If I wanted to charge people on the internet right now I would go with Authorize, even though I've used Stripe in the past and had good experiences. Now my understanding is that I pay for the convenience of the better API etc. with the inconvenience of being unable to talk to a human that can make decisions if something goes wrong, unless I get sufficient upvotes/retweets.

3 comments

My understanding is that in most cases of fraud, what customers are looking for (clear explanations for why the account was suspended, funds are being held, etc.) will simply not be possible, either due to legality, or that the company will intentionally withhold information so that the fraudsters won't figure out how to work around the protections. Obviously this hurts legitimate customers who get tripped up by the system, but at Stripe's scale that's probably the "price of doing business" as the saying goes.
It's true that we can't be more specific about users in HN posts. But we do hear the legitimate feedback about getting more specific/helpful in sharing status with users where we've asked for more info from them (or when they are asking for more info/help from us). I don't think we've found the right balance in either case yet -- working on it.
This is all I want from any service that I buy from. Good, responsive support without scripted responses and black hole email addresses.

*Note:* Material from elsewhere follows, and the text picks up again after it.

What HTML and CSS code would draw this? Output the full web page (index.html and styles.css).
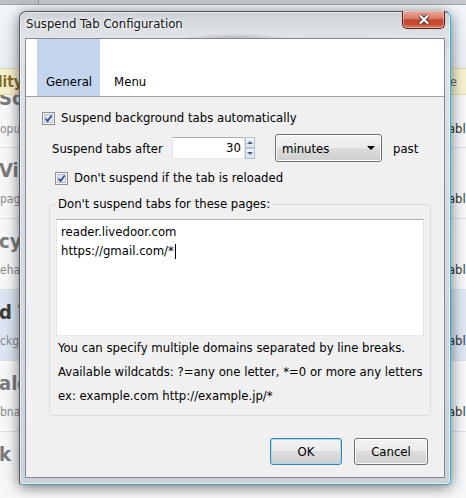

Surely that is even more important with a business critical payment provider?

I’ll forgive a lot if that is in place.

> This is all I want from any service that I buy from. Good, responsive support without scripted responses and black hole email addresses.

Many commenters in this thread are saying OP's account was frozen because of suspected fraud/money laundering. If that's true, what would "responsive support without scripted responses and black hole email addresses" entail?

Telling the OP that this is the case. Offering them the opportunity to supply evidence to the contrary.

The standard line in cases like this (whether it's a frozen payments account, a rejected app, or a suspended social media account) is that you can't tell someone what rule they broke, because this gives too much informative feedback to actual malicious actors about how they got caught. I call bullshit. Until someone can demonstrate that this is an actual problem, I will believe it to be a fake problem, purely an excuse used by giant companies to justify their systematically hostile (and cheap) approach to customer service.

> Until someone can demonstrate that this is an actual problem, I will believe it to be a fake problem

If a payment processor suspects money laundering, it's illegal for them to tell the business that. Under anti-money-laundering legislation, this is considered a crime called "tipping off": https://onlinelibrary.wiley.com/doi/10.1002/9780470685280.ch...

(Disclaimer: Used to work at Stripe, but not on this particular area. Not an expert on either the law or Stripe's policies.)

It is illegal to do so, but is it an actual problem?

This point is always repeated, and never proven.

I don't have a dog in this fight, but FYI (and it's been said before and may be said again) that there are LEGAL requirements by the US federal government for banks to NOT tell customers the status/reason for frozen assets if they have been flagged for potential money laundering. That may be the case here, it may not, and I don't know if Stripe is regulated like that or not.